__Your objective__: Repeat only the lines running from the beginning of the material through the line that contains "import React from".

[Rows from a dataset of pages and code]
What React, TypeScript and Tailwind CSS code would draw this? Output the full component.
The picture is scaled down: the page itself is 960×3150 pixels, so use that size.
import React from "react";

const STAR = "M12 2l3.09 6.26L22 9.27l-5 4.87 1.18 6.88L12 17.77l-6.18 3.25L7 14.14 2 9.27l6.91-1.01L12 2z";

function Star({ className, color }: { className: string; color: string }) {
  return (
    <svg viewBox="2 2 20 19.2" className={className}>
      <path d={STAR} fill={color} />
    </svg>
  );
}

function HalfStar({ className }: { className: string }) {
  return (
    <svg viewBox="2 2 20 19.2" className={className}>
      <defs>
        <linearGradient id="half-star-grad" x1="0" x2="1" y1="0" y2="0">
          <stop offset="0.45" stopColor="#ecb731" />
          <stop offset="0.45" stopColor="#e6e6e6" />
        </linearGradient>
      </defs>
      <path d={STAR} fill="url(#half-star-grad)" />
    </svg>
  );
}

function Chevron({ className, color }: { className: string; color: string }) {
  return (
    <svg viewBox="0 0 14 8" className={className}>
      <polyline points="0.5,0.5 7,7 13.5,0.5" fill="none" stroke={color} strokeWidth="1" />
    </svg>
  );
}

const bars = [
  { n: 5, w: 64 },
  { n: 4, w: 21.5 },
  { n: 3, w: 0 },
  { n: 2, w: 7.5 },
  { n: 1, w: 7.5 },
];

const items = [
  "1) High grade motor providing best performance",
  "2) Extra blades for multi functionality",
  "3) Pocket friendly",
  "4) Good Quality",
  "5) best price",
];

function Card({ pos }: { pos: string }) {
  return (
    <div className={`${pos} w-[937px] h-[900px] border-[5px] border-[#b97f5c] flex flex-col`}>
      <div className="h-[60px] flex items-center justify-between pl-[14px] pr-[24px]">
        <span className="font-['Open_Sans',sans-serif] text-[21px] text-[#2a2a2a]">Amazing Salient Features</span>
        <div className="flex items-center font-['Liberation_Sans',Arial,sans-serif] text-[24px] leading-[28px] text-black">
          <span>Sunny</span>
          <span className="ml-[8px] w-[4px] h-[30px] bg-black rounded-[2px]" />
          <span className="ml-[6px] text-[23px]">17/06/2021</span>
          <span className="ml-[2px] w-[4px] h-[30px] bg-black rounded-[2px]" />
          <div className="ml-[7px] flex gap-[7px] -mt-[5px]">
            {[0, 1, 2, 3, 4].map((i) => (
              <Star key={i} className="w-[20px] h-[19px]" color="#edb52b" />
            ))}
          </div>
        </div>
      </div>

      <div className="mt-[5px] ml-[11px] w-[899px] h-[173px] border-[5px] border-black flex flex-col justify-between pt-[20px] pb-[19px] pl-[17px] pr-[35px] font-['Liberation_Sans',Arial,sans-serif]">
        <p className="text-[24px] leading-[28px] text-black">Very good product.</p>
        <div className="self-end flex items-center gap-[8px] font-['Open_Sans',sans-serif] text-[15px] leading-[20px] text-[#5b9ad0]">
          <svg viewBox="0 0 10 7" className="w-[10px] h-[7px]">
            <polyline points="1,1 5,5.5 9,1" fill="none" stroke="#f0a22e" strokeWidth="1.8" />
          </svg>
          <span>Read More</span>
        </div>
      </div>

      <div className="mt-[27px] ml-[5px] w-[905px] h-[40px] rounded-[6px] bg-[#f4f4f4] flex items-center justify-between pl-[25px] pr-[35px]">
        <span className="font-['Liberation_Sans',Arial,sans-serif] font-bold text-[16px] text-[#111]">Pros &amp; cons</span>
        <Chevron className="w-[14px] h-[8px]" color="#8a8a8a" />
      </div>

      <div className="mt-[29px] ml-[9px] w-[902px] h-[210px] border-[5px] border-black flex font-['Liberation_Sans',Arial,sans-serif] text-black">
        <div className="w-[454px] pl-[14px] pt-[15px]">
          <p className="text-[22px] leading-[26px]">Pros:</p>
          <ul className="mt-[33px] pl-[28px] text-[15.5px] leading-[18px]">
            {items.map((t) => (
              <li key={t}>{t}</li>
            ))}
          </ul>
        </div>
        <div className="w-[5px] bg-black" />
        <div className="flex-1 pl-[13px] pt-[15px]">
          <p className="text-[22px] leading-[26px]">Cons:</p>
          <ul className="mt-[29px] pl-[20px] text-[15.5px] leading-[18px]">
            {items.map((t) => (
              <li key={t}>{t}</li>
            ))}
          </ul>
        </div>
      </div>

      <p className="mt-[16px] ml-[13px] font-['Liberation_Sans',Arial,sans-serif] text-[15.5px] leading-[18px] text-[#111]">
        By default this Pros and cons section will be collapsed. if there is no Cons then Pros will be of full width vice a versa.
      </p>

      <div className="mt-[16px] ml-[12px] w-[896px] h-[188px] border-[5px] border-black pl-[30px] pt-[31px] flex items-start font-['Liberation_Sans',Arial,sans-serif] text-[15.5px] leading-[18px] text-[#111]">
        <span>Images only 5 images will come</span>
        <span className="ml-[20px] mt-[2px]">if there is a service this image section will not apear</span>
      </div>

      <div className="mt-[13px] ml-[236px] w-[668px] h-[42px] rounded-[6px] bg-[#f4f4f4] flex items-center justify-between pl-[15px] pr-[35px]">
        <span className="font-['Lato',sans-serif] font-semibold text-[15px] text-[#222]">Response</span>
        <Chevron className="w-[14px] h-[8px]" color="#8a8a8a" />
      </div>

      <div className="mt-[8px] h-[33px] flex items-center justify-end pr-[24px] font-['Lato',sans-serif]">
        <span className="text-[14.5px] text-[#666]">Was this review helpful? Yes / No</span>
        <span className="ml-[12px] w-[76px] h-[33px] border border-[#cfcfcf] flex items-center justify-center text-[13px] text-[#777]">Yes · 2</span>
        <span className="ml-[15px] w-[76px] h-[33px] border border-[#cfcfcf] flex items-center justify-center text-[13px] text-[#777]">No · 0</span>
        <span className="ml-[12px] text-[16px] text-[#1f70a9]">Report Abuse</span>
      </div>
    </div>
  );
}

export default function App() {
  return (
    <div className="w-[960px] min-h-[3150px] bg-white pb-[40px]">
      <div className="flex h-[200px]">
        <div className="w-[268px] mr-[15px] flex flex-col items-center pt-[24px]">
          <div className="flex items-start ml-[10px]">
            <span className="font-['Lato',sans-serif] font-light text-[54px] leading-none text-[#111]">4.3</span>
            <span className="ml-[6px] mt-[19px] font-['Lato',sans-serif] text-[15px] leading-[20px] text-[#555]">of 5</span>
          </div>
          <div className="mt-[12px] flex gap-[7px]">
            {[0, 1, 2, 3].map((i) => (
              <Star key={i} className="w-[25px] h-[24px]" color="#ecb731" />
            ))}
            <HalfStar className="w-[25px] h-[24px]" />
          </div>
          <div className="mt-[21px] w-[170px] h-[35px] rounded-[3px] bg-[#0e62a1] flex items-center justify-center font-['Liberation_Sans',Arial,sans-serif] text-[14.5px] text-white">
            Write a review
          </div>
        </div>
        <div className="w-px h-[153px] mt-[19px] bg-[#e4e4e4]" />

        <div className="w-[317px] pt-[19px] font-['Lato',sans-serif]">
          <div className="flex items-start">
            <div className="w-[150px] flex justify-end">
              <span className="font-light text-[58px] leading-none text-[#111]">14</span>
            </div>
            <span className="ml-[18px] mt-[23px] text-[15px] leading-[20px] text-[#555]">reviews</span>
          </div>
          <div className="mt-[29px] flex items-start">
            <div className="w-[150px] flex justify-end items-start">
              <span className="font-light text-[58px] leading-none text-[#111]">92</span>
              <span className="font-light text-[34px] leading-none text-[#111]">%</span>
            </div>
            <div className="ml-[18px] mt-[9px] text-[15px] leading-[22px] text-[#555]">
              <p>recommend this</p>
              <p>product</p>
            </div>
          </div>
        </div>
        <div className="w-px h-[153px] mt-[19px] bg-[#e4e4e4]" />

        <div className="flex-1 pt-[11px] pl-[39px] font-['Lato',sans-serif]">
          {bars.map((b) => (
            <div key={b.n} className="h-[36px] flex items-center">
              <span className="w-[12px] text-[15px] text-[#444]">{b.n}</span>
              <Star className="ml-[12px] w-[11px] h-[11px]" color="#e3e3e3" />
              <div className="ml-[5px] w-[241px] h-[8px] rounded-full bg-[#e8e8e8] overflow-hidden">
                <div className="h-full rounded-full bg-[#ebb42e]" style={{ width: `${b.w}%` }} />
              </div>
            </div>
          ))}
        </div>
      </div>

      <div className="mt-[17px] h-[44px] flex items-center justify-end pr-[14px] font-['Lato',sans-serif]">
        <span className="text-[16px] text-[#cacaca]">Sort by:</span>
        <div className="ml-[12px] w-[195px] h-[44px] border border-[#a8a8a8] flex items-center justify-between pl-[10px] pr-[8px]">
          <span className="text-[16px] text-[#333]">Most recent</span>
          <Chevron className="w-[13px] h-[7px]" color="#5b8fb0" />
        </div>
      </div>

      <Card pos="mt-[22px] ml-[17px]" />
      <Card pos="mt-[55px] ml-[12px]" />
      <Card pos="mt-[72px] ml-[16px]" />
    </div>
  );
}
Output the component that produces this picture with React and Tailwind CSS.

__Problem solution__:
What React, TypeScript and Tailwind CSS code would draw this? Output the full component.
The picture is scaled down: the page itself is 960×3150 pixels, so use that size.
import React from "react";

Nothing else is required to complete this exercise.